Produce value in the lives of other people. Help them succeed. Be a cash/value machine for customers, co-workers—even your boss. If you do this, you’ll find yourself getting bigger roles in the company, taking home bigger bonuses/checks and whistling while you work.
There are three ways you can multiply value in the lives of others. Each one of these ways involves sharing one of your intangibles to promote success, satisfaction and growth in others.
• Share knowledge.
• Share your network.
• Share your compassion.
When you share these intangibles, you help others get smarter, better connected and more balanced. You spin a web with them and build sustainable and positive relationships.
I’ve learned that your career works like a business. You spin a personal web of relationships, and this determines your value. When you give in a way that causes you to gain from feedback, you cannot go wrong.

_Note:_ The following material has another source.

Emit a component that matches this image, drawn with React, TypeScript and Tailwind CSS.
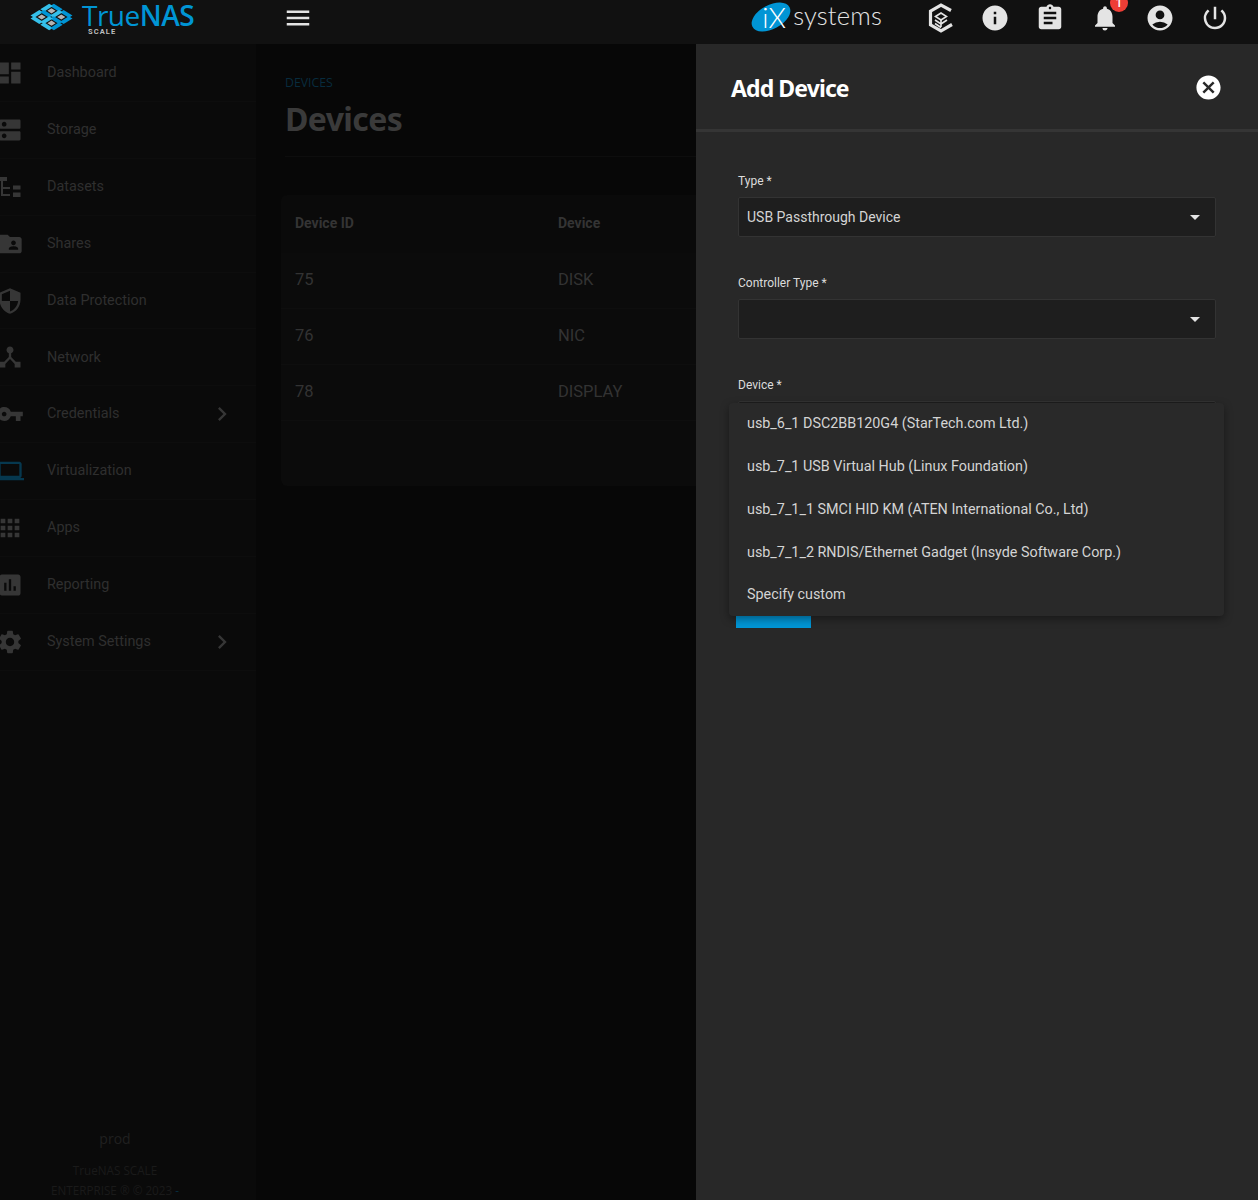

If you get really educated on your business or your customer’s situation and share that knowledge, you build the foundation of a great relationship (respect). When you connect two people in your relationship network that “should meet” and then disappear, you further your relationship with both of them (trust, gratitude). When you share your compassion with others, they reflect it back to you (love). When you truly wish for their happiness and toil to solve their suffering, you reach the peak in your relationship with them.
This is a theory I’ve tested around the world with thousands of businesspeople, and dozens of leading companies great and small. Nice, smart people really do succeed. Or, to paraphrase the late, great Dale Carnegie: You’ll accomplish more in the next two months developing a sincere interest in two people than you’ll accomplish in the next two years trying to get two people interested in you.